Il est vrai que le Bouddha, au moins dans certaines des divisions de l’Église bouddhique, a fini par être considéré comme une sorte de dieu. Il a ses temples ; il est devenu l’objet d’un culte qui, d’ailleurs, est très simple, car il se réduit essentiellement à l’offrande de quelques fleurs et à l’adoration de reliques ou d’images consacrées. Ce n’est guère autre chose qu’un culte du souvenir.

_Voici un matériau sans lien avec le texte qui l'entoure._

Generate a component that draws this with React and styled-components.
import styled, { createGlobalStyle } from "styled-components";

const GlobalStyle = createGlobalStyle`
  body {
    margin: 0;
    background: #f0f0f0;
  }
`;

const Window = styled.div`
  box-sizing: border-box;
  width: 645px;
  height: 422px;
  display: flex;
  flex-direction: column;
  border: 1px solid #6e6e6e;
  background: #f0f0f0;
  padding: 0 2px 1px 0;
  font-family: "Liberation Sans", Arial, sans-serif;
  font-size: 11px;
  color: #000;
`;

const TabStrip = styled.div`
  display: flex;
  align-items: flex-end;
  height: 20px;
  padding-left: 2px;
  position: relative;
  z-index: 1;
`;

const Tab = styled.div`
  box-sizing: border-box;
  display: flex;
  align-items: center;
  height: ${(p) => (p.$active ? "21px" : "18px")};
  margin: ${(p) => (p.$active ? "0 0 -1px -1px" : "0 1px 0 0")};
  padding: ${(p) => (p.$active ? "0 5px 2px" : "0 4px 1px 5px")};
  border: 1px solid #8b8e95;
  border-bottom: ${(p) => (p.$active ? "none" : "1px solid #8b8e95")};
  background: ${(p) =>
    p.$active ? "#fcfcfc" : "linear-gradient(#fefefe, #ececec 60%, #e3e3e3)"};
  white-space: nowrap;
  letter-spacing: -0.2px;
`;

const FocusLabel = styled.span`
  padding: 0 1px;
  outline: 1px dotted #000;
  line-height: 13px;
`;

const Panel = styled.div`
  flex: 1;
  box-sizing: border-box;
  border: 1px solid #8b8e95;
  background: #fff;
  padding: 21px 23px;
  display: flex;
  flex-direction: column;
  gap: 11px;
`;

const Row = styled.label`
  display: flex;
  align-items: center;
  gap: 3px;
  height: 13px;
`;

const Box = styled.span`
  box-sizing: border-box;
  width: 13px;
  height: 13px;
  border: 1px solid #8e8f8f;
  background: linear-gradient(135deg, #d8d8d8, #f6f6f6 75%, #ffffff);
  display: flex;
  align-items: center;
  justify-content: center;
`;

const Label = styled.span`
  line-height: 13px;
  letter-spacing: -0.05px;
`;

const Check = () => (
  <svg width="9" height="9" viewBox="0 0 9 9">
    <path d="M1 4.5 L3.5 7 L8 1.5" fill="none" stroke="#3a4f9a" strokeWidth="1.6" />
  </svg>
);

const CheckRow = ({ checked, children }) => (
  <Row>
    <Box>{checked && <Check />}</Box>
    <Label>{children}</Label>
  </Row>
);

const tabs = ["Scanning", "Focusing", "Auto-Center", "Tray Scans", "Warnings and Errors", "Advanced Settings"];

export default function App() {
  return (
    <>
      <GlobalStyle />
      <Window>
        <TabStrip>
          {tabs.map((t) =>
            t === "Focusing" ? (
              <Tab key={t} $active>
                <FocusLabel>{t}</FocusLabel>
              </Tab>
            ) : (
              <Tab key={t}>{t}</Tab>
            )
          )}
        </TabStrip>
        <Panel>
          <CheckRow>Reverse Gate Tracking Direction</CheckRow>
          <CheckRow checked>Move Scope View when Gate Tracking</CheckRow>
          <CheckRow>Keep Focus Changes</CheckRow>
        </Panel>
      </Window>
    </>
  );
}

Mais d’abord, cette divinisation du Bouddha, à supposer que l’expression soit exacte, est particulière à ce qu’on a appelé le bouddhisme septentrional. « Les bouddhistes du Sud, dit Kern, et les moins avancés parmi les bouddhistes du Nord, on peut l’affirmer d’après les données aujourd’hui connues, parlent du fondateur de leur doctrine comme s’il était un homme[2] ». Sans doute, ils attribuent au Bouddha des pouvoirs extraordinaires, supérieurs à ceux que possède le commun des mortels ; mais c’était une croyance très ancienne dans l’Inde, et d’ailleurs très générale dans une multitude de religions diverses, qu’un grand saint est doué de vertus exceptionnelles[3] ; et cependant, un saint n’est pas un dieu, non plus qu’un prêtre ou qu’un magicien, en dépit

  1. Burnouf, op. cit. p. 117.
  2. Kern, op. cit., I, p. 289.
  3. « La croyance universellement admise dans l’Inde qu’une grande sainteté est nécessairement accompagnée de facultés surnaturelles, voilà le seul appui qu’il (Çâkya) devait trouver dans les esprits » (Burnouf, p. 119).